TIDM80VD
RNS Number : 8168S
Ringkjobing Landbobank A/S
21 March 2016
RINGKJØBING LANDBOBANK AKTIESELSKAB
(incorporated with limited liability in Denmark)
EUR2,000,000,000
Euro Medium Term Note Programme
Under this EUR2,000,000,000 Euro Medium Term Note Programme (the
"Programme"), Ringkjøbing Landbobank Aktieselskab (the "Issuer" or
the "Bank") may from time to time issue notes (the "Notes")
denominated in any currency agreed between the Issuer and the
relevant Dealer(s) (as defined below).
This Prospectus supersedes any previous prospectus, offering
memorandum, programme memorandum, information memorandum or any
amendments or supplements thereto.
The maximum aggregate nominal amount of all Notes from time to
time outstanding under the Programme will not exceed
EUR2,000,000,000 (or its equivalent in other currencies calculated
as described in the Programme Agreement described herein), subject
to increase as described herein.
The Notes may be issued on a continuing basis to one or more of
the Dealers specified under "Overview of the Programme" and any
additional Dealer appointed under the Programme from time to time
by the Issuer (each a "Dealer" and together the "Dealers"), which
appointment may be for a specific issue or on an ongoing basis.
References in this Prospectus to the "relevant Dealer" shall, in
the case of an issue of Notes being (or intended to be) subscribed
by more than one Dealer, be to all Dealers agreeing to subscribe
such Notes. Notes may be issued in (a) uncertificated and
dematerialised book entry form ("VP Systems Notes") cleared through
either (i) the Danish Securities Centre (Da. "VP Securities A/S")
("VP Notes" and the "VP", respectively) or (ii) VP Lux S.à r.l.
("VP Lux Notes" and the "VP Lux", respectively) or (b) bearer form
("Bearer Notes").
An investment in Notes issued under the Programme involves
certain risks.

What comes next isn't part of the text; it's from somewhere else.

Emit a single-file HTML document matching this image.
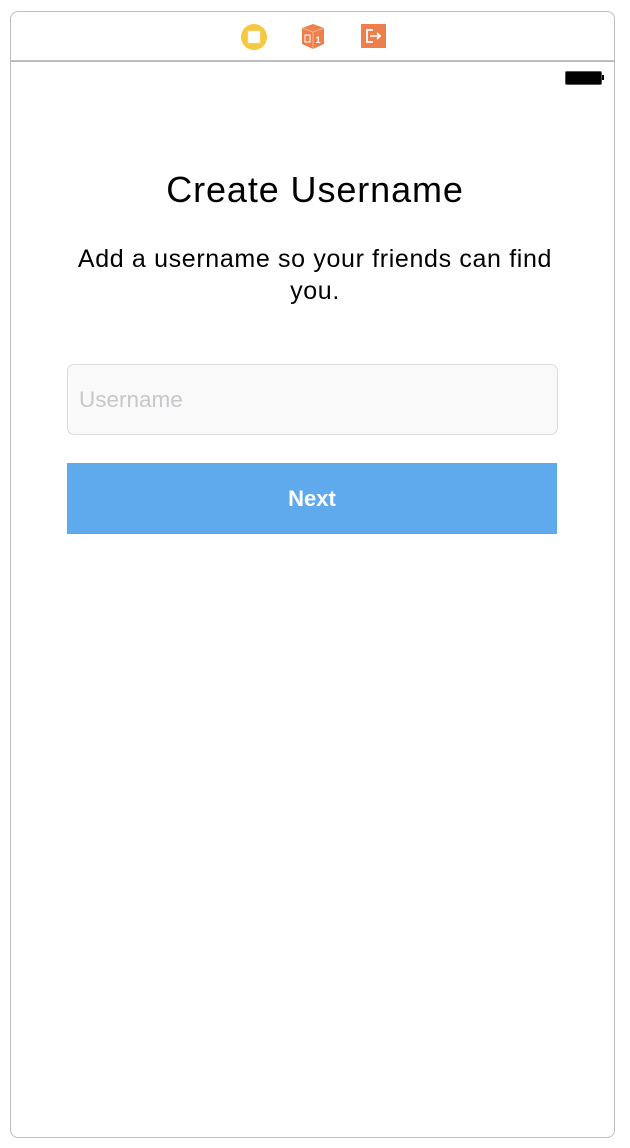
<!DOCTYPE html>
<html><head><meta charset="utf-8"><style>
html,body{margin:0;padding:0;background:#fff;width:630px;height:1148px;overflow:hidden;font-family:"Liberation Sans",Arial,sans-serif;}
.frame{position:absolute;left:10px;top:11px;width:603px;height:1125px;border:1.5px solid #bdbdbd;border-radius:8px;background:#fff;}
.sep{position:absolute;left:10px;top:60px;width:605px;height:1.5px;background:#bdbdbd;}
.t{position:absolute;left:0;width:630px;text-align:center;color:#000;white-space:nowrap;}
.input{position:absolute;left:67px;top:364px;width:491px;height:71px;border:1px solid #dcdcdc;border-radius:7px;background:#f9f9f9;box-sizing:border-box;}
.btn{position:absolute;left:67px;top:463px;width:490px;height:71px;background:#5fa9ed;color:#fff;font-weight:bold;font-size:22px;text-align:center;line-height:72px;}
</style></head><body>
<div class="frame"></div>
<div class="sep"></div>
<svg style="position:absolute;left:240px;top:23px" width="150" height="28">
<ellipse cx="14" cy="14" rx="13" ry="13" fill="#f5c842"/>
<rect x="8" y="8" width="12" height="12" fill="#fff" stroke="#f0e6b0" stroke-dasharray="1.5 1"/>
<path d="M62 5 L73 1 L84 5 L84 21 L73 26 L62 21 Z" fill="#ec7f4c"/>
<path d="M62 5 L73 9 L84 5 M73 9 L73 26" stroke="#f7b592" stroke-width="1" fill="none"/>
<rect x="65" y="12" width="5" height="7" fill="none" stroke="#fff" stroke-width="1"/>
<text x="75.5" y="20" font-size="9" font-weight="bold" fill="#fff" font-family="Liberation Sans">1</text>
<rect x="121" y="1" width="25" height="24" fill="#ec7f4c"/>
<path d="M133 7 H127 V19 H133" stroke="#fff" stroke-width="1.8" fill="none"/>
<path d="M130 13 H140 M137 10 L140 13 L137 16" stroke="#fff" stroke-width="1.6" fill="none"/>
</svg>
<div style="position:absolute;left:565px;top:71px;width:35px;height:12px;border:1px solid #555;border-radius:2px;background:#000"></div>
<div style="position:absolute;left:602px;top:75px;width:2px;height:5px;background:#000"></div>
<div class="t" style="top:168px;font-size:36px;line-height:44px;letter-spacing:0.9px">Create Username</div>
<div class="t" style="top:243px;font-size:25px;line-height:32px;letter-spacing:0.65px">Add a username so your friends can find</div>
<div class="t" style="top:275px;font-size:25px;line-height:32px;letter-spacing:0.65px">you.</div>
<div class="input"><span style="position:absolute;left:11px;top:22px;font-size:22.5px;color:#c7c7cc">Username</span></div>
<div class="btn">Next</div>
</body></html>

For a discussion of these risks see "Risk
Factors".
Application has been made to the Financial Conduct Authority in
its capacity as competent authority under the Financial Services
and Markets Act 2000 (the "UK Listing Authority") for Notes issued
under the Programme during the 12 month period from the date of
this Prospectus to be admitted to the official list of the UK
Listing Authority (the "Official List") and to the London Stock
Exchange plc (the "London Stock Exchange") for such Notes to be
admitted to trading on the London Stock Exchange's regulated
market.
References in this Prospectus to Notes being "listed" (and all
related references) shall mean that such Notes have been admitted
to trading on the London Stock Exchange's regulated market and have
been admitted to the Official List. The London Stock Exchange's
regulated market is a regulated market for the purposes of
Directive 2004/39/EC (the "Markets in Financial Instruments
Directive").
Details of the aggregate nominal amount of Notes, interest (if
any) payable in respect of Notes and the issue price of Notes for
each Tranche (as defined under "Terms and Conditions of the Notes")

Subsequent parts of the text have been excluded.